Jac Charlier, PTAC Co-founder
This collaboration enjoys creative and energetic leadership. One of the key organizers is a happy warrior named Jac Charlier, a nationally recognized expert in pre-arrest diversion who serves as National Director for Justice Initiatives at Illinois TASC. His enthusiasm was palpable as he opened the conference, declaring that for “the first time in the United States, all of us have realized that there is a newly emerging field and profession in the United States called pre-arrest diversion.”
The numbers bear him out. PAARI’s executive director estimates that over 500 police chiefs are practicing diversion nationwide. Over 175 participants from communities across the country joined PTAC’s 26 founding organizations at the conference.
Charlier has a compelling vision: “In three to five years, we will see the profession develop and we’ll start seeing job postings for pre-arrest diversion manager or counselor, just like the re-entry movement and how that started.” I believe this can happen, and that society will benefit when it does.
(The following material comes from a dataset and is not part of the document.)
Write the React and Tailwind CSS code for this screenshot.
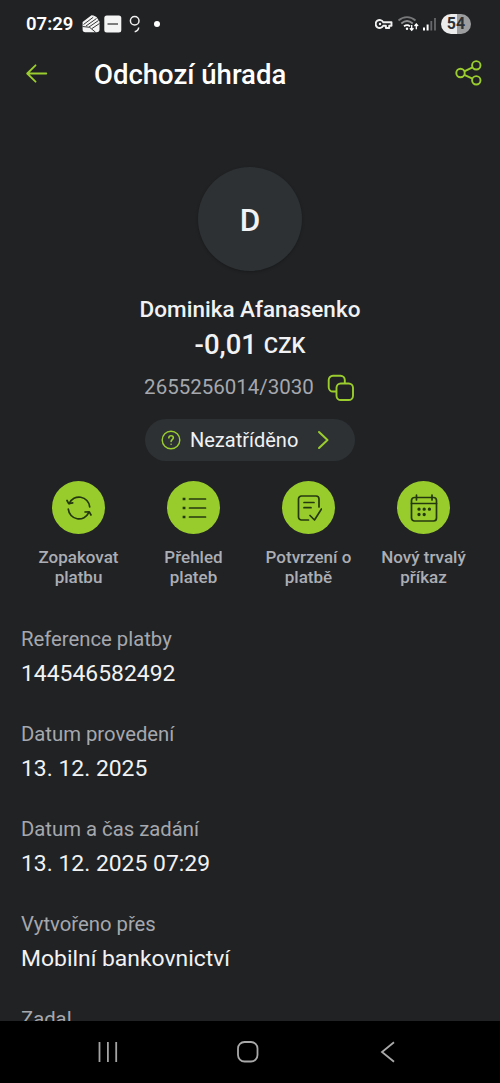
import React from 'react';

const details = [
  { label: 'Reference platby', value: '144546582492' },
  { label: 'Datum provedení', value: '13. 12. 2025' },
  { label: 'Datum a čas zadání', value: '13. 12. 2025 07:29' },
  { label: 'Vytvořeno přes', value: 'Mobilní bankovnictví' },
  { label: 'Zadal' },
];

const RepeatIcon = () => (
  <svg width="26" height="26" viewBox="0 0 26 26" fill="none" stroke="#24380f" strokeWidth="1.7" strokeLinecap="round" strokeLinejoin="round">
    <path d="M3.300 8.400A10.700 10.700 0 0 1 23.700 11.800" />
    <path d="M1 5.500l1.700 3.200 4-.9" />
    <path d="M22.700 17.600A10.700 10.700 0 0 1 2.300 14.200" />
    <path d="M25 20l-1.700-3.200-4.300.2" />
  </svg>
);

const ListIcon = () => (
  <svg width="26" height="26" viewBox="0 0 26 26" fill="none" stroke="#24380f" strokeWidth="1.7" strokeLinecap="round">
    <path d="M8.500 4h16M8.500 13h16M8.500 22h16" />
    <path d="M3 4h.1M3 13h.1M3 22h.1" strokeWidth="2.700" strokeLinecap="square" />
  </svg>
);

const ConfirmIcon = () => (
  <svg width="26" height="26" viewBox="0 0 26 26" fill="none" stroke="#24380f" strokeWidth="1.7" strokeLinecap="round" strokeLinejoin="round">
    <path d="M12.500 25H5.500a3 3 0 0 1-3-3V4a3 3 0 0 1 3-3h14.500a3 3 0 0 1 3 3v8" />
    <path d="M8 7.500h10M8 12.700h7" />
    <path d="M14 20.500l4.500 4.500 7-11" />
  </svg>
);

const CalendarIcon = () => (
  <svg width="28" height="28" viewBox="0 0 28 28" fill="none" stroke="#24380f" strokeWidth="1.7" strokeLinecap="round" strokeLinejoin="round">
    <rect x="1.500" y="3.500" width="25" height="23.500" rx="3" />
    <path d="M1.500 9.500h25M6.500 1v5M22 1v5" />
    <path d="M9 15.200h.01M14.200 15.200h.01M19.400 15.200h.01M9 20.500h.01M14.200 20.500h.01" strokeWidth="3.300" />
  </svg>
);

const actions = [
  { first: 'Zopakovat', second: 'platbu', icon: <RepeatIcon /> },
  { first: 'Přehled', second: 'plateb', icon: <ListIcon /> },
  { first: 'Potvrzení o', second: 'platbě', icon: <ConfirmIcon /> },
  { first: 'Nový trvalý', second: 'příkaz', icon: <CalendarIcon /> },
];

function StatusBar() {
  return (
    <div className="flex h-12 shrink-0 items-center justify-between pl-[26px] pr-[29px]">
      <div className="flex items-center">
        <span className="w-[56px] pt-px text-[18.5px] font-semibold text-white">07:29</span>
        {/* notifications */}
        <svg width="82" height="20" viewBox="0 0 82 20" fill="none">
          <path d="M.6 8L9.500 1.300l2 .2 3 1.600 3 4.500v8a2.700 2.700 0 0 1-2.700 2.700H3.300A2.700 2.700 0 0 1 .6 15.600z" fill="#f4f4f4" />
          <path d="M1.500 10.500l9.700-7.200M4 12L14.500 4.500M7 13l9.500-6.500M.6 12.500l7 .8 6 5M10 14.500l7.500-5" stroke="#212224" strokeWidth=".9" />
          <rect x="22.300" y="1.500" width="17" height="17" rx="2.500" fill="#f4f4f4" />
          <path d="M25.500 10h10.500" stroke="#4a4a4a" strokeWidth="1.400" />
          <circle cx="52.700" cy="6.700" r="4.300" stroke="#f0f0f0" strokeWidth="1.500" />
          <path d="M56.700 13.500c-.2 2-1.500 3.600-4 4.200" stroke="#f0f0f0" strokeWidth="1.500" />
          <circle cx="75" cy="10" r="3" fill="#fff" />
        </svg>
      </div>
      <div className="flex items-center">
        <svg width="66" height="20" viewBox="0 0 66 20" fill="none">
          <path d="M8.300 8.300A4 4 0 1 0 8.300 11.700h2.600v2.300h3.300v-2.300h2.300V8.300z" stroke="#f0f0f0" strokeWidth="1.900" strokeLinejoin="round" />
          <circle cx="5" cy="10" r="1.200" fill="#f0f0f0" />
          <path d="M23.500 6.500c5-4.500 12-4.500 17 0" stroke="#777879" strokeWidth="1.800" />
          <path d="M26.300 9.500c3.500-3 8-3 11.500 0" stroke="#8d8e8f" strokeWidth="1.800" />
          <path d="M29 12.300c2-1.500 4.300-1.500 6 0" stroke="#fff" strokeWidth="1.800" />
          <circle cx="32" cy="14.700" r="1.200" fill="#fff" />
          <path d="M36.700 11v5M34.900 14.300l1.800 2 1.800-2M41.300 15.300v-5M39.500 12l1.800-2 1.800 2" stroke="#fff" strokeWidth="1.300" />
          <path d="M49 13.500v3" stroke="#fff" strokeWidth="2" />
          <path d="M52.600 10.500v6" stroke="#fff" strokeWidth="2" />
          <path d="M56.300 7v9.500M60 4v12.500" stroke="#66686a" strokeWidth="1.800" />
        </svg>
        <div className="flex h-5 w-[30px] items-center justify-center rounded-full bg-[linear-gradient(90deg,#ececec_54%,#9c9d9f_54%)] text-[16px] font-bold text-[#303133]">54</div>
      </div>
    </div>
  );
}

function App() {
  return (
    <div className="flex h-[1083px] w-[500px] flex-col overflow-hidden bg-[#212224] font-['Roboto',sans-serif] text-[#f1f2f4]">
      <StatusBar />
      <header className="flex h-[52px] shrink-0 items-center pl-[26px] pr-[18px]">
        <svg width="22" height="20" viewBox="0 0 22 20" fill="none" stroke="#9bcd2f" strokeWidth="1.800" strokeLinecap="round" strokeLinejoin="round">
          <path d="M20.300 9.500H1.300M9.500 1.300L1.200 9.500l8.300 8.200" />
        </svg>
        <h1 className="ml-[46px] pt-[2px] text-[27.5px] font-medium text-white">Odchozí úhrada</h1>
        <svg className="ml-auto" width="28" height="28" viewBox="0 0 28 28" fill="none" stroke="#9bcd2f" strokeWidth="1.900">
          <circle cx="6.500" cy="13" r="4.200" />
          <circle cx="22.300" cy="5.300" r="4.200" />
          <circle cx="22.300" cy="20.300" r="4.200" />
          <path d="M10.300 11.300l8.200-4M10.300 14.900l8.200 3.700" />
        </svg>
      </header>

      <main className="flex-1 overflow-hidden">
        <section className="flex flex-col items-center pt-[67px]">
          <div className="flex size-[104px] items-center justify-center rounded-full bg-[#2d3134] pt-[3px] text-[31.5px] font-medium shadow-[0_1px_3px_rgba(0,0,0,0.25)]">D</div>
          <h2 className="mt-[23px] text-[22.5px] leading-[30px] font-medium">Dominika Afanasenko</h2>
          <p className="mt-[4px] h-[34px] text-[27.5px] leading-[34px] font-medium">
            -0,01 <span className="align-[1px] text-[22px] leading-none">CZK</span>
          </p>
          <div className="mt-[10px] flex h-[30px] items-center gap-[13px] pr-[1px]">
            <span className="text-[20.5px] text-[#a5a8ae]">2655256014/3030</span>
            <svg className="mt-[2px]" width="28" height="28" viewBox="0 0 28 28" fill="none" stroke="#9bcd2f" strokeWidth="1.900" strokeLinejoin="round">
              <path d="M9 17.500H6a4.300 4.300 0 0 1-4.300-4.300V6A4.300 4.300 0 0 1 6 1.700h7.500A4.300 4.300 0 0 1 17.800 6v3" />
              <rect x="9.500" y="9.500" width="16.500" height="16.500" rx="4.300" />
            </svg>
          </div>
          <button className="mt-[17px] flex h-[42px] w-[210px] items-center rounded-full bg-[#2d3134] pl-[16px]">
            <svg width="20" height="20" viewBox="0 0 20 20" fill="none" stroke="#9bcd2f" strokeWidth="1.400" strokeLinecap="round">
              <circle cx="10" cy="10" r="8.800" />
              <path d="M7.800 7.900c.1-3 4.600-2.900 4.500-.1 0 1.700-2.200 1.800-2.200 3.600M10.100 14.200v.1" strokeWidth="1.600" />
            </svg>
            <span className="ml-[9px] w-[109px] text-left text-[20px] whitespace-nowrap">Nezatříděno</span>
            <svg className="ml-[17px]" width="14" height="20" viewBox="0 0 14 20" fill="none" stroke="#9bcd2f" strokeWidth="2" strokeLinecap="round" strokeLinejoin="round">
              <path d="M3 2l8.500 8L3 18" />
            </svg>
          </button>
        </section>

        <section className="mt-[20px] grid grid-cols-[repeat(4,115px)] pl-[21px]">
          {actions.map((a) => (
            <div key={a.first} className="flex flex-col items-center">
              <div className="flex size-[53px] items-center justify-center rounded-full bg-[#98cc2d]">{a.icon}</div>
              <p className="mt-[13px] text-center text-[17px] leading-[20px] font-medium whitespace-nowrap text-[#abaeb4]">
                {a.first}<br />{a.second}
              </p>
            </div>
          ))}
        </section>

        <section className="mt-[37px] pl-[21px]">
          {details.map((d) => (
            <div key={d.label} className="h-[95px]">
              <p className="text-[20.3px] leading-[30px] text-[#a5a8ae]">{d.label}</p>
              {d.value && <p className="mt-[4px] text-[22.9px] leading-[32px]">{d.value}</p>}
            </div>
          ))}
        </section>
      </main>

      {/* system navigation */}
      <nav className="flex h-[62px] shrink-0 items-center bg-black pl-[97px]">
        <svg width="22" height="22" viewBox="0 0 22 22" stroke="#a4a4a4" strokeWidth="1.800">
          <path d="M2.500 1v20M10.900 1v20M19.200 1v20" />
        </svg>
        <svg className="ml-[117px]" width="24" height="24" viewBox="0 0 24 24" fill="none" stroke="#a9a9a9" strokeWidth="1.800">
          <rect x="2" y="2" width="19.500" height="19.500" rx="6.500" />
        </svg>
        <svg className="ml-[119px]" width="18" height="22" viewBox="0 0 18 22" fill="none" stroke="#a9a9a9" strokeWidth="1.800">
          <path d="M15 1.200L3 11l12 9.800" />
        </svg>
      </nav>
    </div>
  );
}

export default App;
We have come a long way in the last three years, when in this newsletter we described a police chief in Mundelein named Eric Guenther who was beginning to follow the Gloucester model by helping to find treatment for addicts that came to his police station. At that time I could not have imagined the scale of the response from police chiefs across the country, and the kind of vitality and commitment we saw at the first annual Police, Treatment, and Community conference. In this season that represents hope in difficult times, a ray of hope—indeed, of fundamental humanity—is more than welcome. It is an Easter blessing.